The hit show Westworld has come under much scrutiny for the presence of sexual assault and its violent treatment of women in its initial episodes.
This past week, Westworld star Evan Rachel Wood defended the way women are treated in the show in an issue of Rolling Stone magazine. And, while explaining why she believes what Westworld is doing is important, Wood also opened up about her past. In the initial Rolling Stone feature, Wood said:
I don’t like gratuitous violence against women at all, but I would wait for the context in which it’s being used. As the show progresses, the way it’s being used is very much a commentary and a look at our humanity and why we find these things entertaining and why this is an epidemic, and flipping it on its head. Yes. I’ve been raped. By a significant other while we were together. And on a separate occasion, by the owner of a bar … I don’t believe we live in a time where people can stay silent any longer. Not given the state our world is in with its blatant bigotry and sexism.

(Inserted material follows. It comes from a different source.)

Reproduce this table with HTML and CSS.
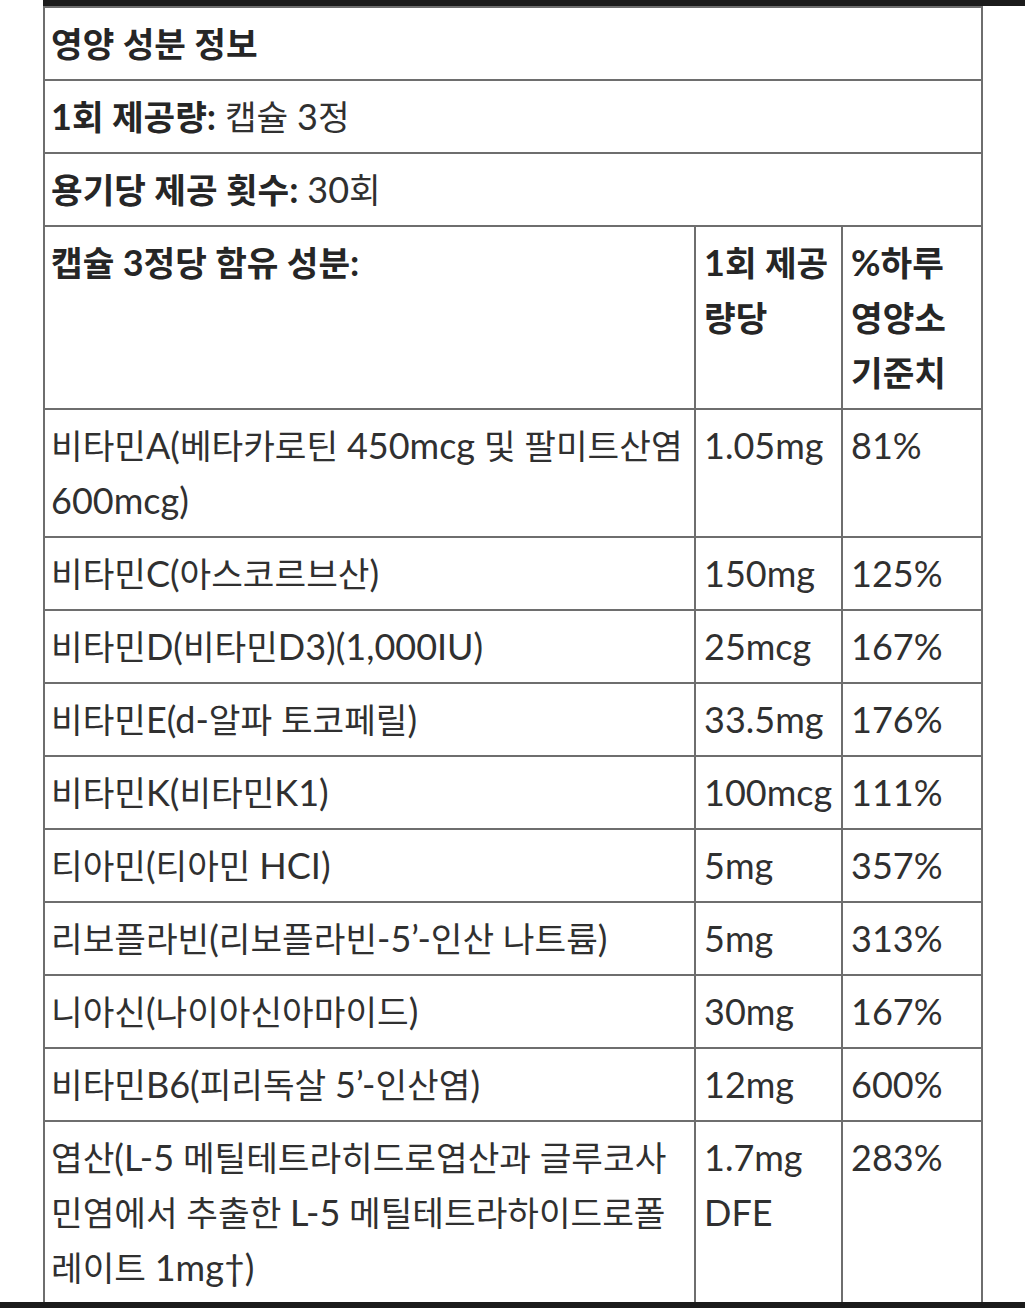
FILE: index.html
```html
<!DOCTYPE html>
<html lang="ko">
<head>
<meta charset="utf-8">
<title>영양 성분 정보</title>
<link rel="stylesheet" href="styles.css">
</head>
<body>
<div class="topbar"></div>
<table class="facts">
  <colgroup>
    <col class="c1">
    <col class="c2">
    <col class="c3">
  </colgroup>
  <tbody>
    <tr><th colspan="3" class="name">영양 성분 정보</th></tr>
    <tr><td colspan="3" class="name"><b><span class="l">1</span>회 제공량<span class="l">:</span></b> 캡슐 <span class="l">3</span>정</td></tr>
    <tr><td colspan="3" class="name"><b>용기당 제공 횟수<span class="l">:</span></b> <span class="l">30</span>회</td></tr>
    <tr>
      <th class="name">캡슐 <span class="l">3</span>정당 함유 성분<span class="l">:</span></th>
      <th><span class="l">1</span>회 제공량당</th>
      <th><span class="l">%</span>하루 영양소 기준치</th>
    </tr>
    <tr>
      <td class="name">비타민<span class="l">A(</span>베타카로틴 <span class="l">450mcg</span> 및 팔미트산염 <span class="l">600mcg)</span></td>
      <td><span class="l">1.05mg</span></td>
      <td><span class="l">81%</span></td>
    </tr>
    <tr>
      <td class="name">비타민<span class="l">C(</span>아스코르브산<span class="l">)</span></td>
      <td><span class="l">150mg</span></td>
      <td><span class="l">125%</span></td>
    </tr>
    <tr>
      <td class="name">비타민<span class="l">D(</span>비타민<span class="l">D3)(1,000IU)</span></td>
      <td><span class="l">25mcg</span></td>
      <td><span class="l">167%</span></td>
    </tr>
    <tr>
      <td class="name">비타민<span class="l">E(d-</span>알파 토코페릴<span class="l">)</span></td>
      <td><span class="l">33.5mg</span></td>
      <td><span class="l">176%</span></td>
    </tr>
    <tr>
      <td class="name">비타민<span class="l">K(</span>비타민<span class="l">K1)</span></td>
      <td><span class="l">100mcg</span></td>
      <td><span class="l">111%</span></td>
    </tr>
    <tr>
      <td class="name">티아민<span class="l">(</span>티아민 <span class="l">HCI)</span></td>
      <td><span class="l">5mg</span></td>
      <td><span class="l">357%</span></td>
    </tr>
    <tr>
      <td class="name">리보플라빈<span class="l">(</span>리보플라빈<span class="l">-5’-</span>인산 나트륨<span class="l">)</span></td>
      <td><span class="l">5mg</span></td>
      <td><span class="l">313%</span></td>
    </tr>
    <tr>
      <td class="name">니아신<span class="l">(</span>나이아신아마이드<span class="l">)</span></td>
      <td><span class="l">30mg</span></td>
      <td><span class="l">167%</span></td>
    </tr>
    <tr>
      <td class="name">비타민<span class="l">B6(</span>피리독살 <span class="l">5’-</span>인산염<span class="l">)</span></td>
      <td><span class="l">12mg</span></td>
      <td><span class="l">600%</span></td>
    </tr>
    <tr>
      <td class="name">엽산<span class="l">(L-5</span> 메틸테트라히드로엽산과 글루코사민염에서 추출한 <span class="l">L-5</span> 메틸테트라하이드로폴레이트 <span class="l">1mg†)</span></td>
      <td><span class="l">1.7mg DFE</span></td>
      <td><span class="l">283%</span></td>
    </tr>
  </tbody>
</table>
<div class="bottombar"></div>
</body>
</html>
```
FILE: styles.css
```css
* { box-sizing: border-box; }
html, body { margin: 0; padding: 0; background: #fff; }
body { height: 1308px; overflow: hidden; position: relative; }

.topbar {
  margin-left: 43px;
  height: 6px;
  background: #1b1b1b;
}

.facts {
  margin-left: 43px;
  width: 940px;
  border-collapse: collapse;
  table-layout: fixed;
  font-family: Lato, "Noto Sans CJK KR", sans-serif;
  font-size: 34.4px;
  line-height: 55px;
  color: #303030;
}

.c1 { width: 651px; }
.c2 { width: 147px; }

.facts th,
.facts td {
  border: 2px solid #6e6e6e;
  padding: 8px;
  vertical-align: top;
  text-align: left;
  font-weight: 400;
}

.facts .name { padding-left: 6px; padding-right: 6px; }

.facts th,
.facts b {
  font-weight: 700;
  color: #262626;
}

.l { font-size: 36px; line-height: 40px; }

.bottombar {
  position: absolute;
  left: 0;
  right: 0;
  bottom: 0;
  height: 6px;
  background: #1b1b1b;
}
```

But this was only the beginning. After the article was published, Wood tweeted the letter, in its entirety. She summed up her explanation for doing this in a tweet:
Well. since everything is out in the open now, figured I would share the confession letter I wrote to Rolling Stone in its entirety. #NotOkAttached to this tweet was the following screen grab of a letter:
I started questioning my reasons for staying vague about my experiences as a girl growing up in America. I think, like a lot of women, I had the urge to not make it a sob story, to not make it about me. I didn't have to confirm what happened, what mattered is that shit happened. Bad. Shit. That still affects me to this day. I think deep down, I also didn't want to be accused of doing it for attention, or told it wasn't a big deal or "that's not really rape." I will not be ashamed. I will also not project some false idea of being completely over it because "I am so strong." I don't believe we live in a time where we can stay silent any longer. I certainly can't. Not given the state our world is in with its blatant bigotry and sexism. It should be talked about because its swept under the rug as nothing and I will not accept this as "normal." It's a serious problem.
I am still standing. I am alive. I am happy. I am strong. But I am still not OK. I think it's important for people to know that, for survivors to own that, and that the pressure to just get over it already, should be lifted. It will remind people of the damage that has been done and how the trauma of a few minutes can turn into a lifetime of fighting for yourself. It's not that you can't get over it, it's just that you are never the same, or maybe I just haven't gotten there yet. So to answer your question bluntly, yes. I have been raped. By a significant other when we were together. And on a separate occasion, by the owner of a bar. The first time I was unsure that if it was done by a partner it was still in fact rape, until too late. And who would believe me. And the second time, I thought it was my fault and that I should have fought back more, but I was scared. This was many many years ago and I of course know now neither one was my fault and neither one was ok. This was all before I tried to commit suicide and I am sure was one of the many factors. There you have it.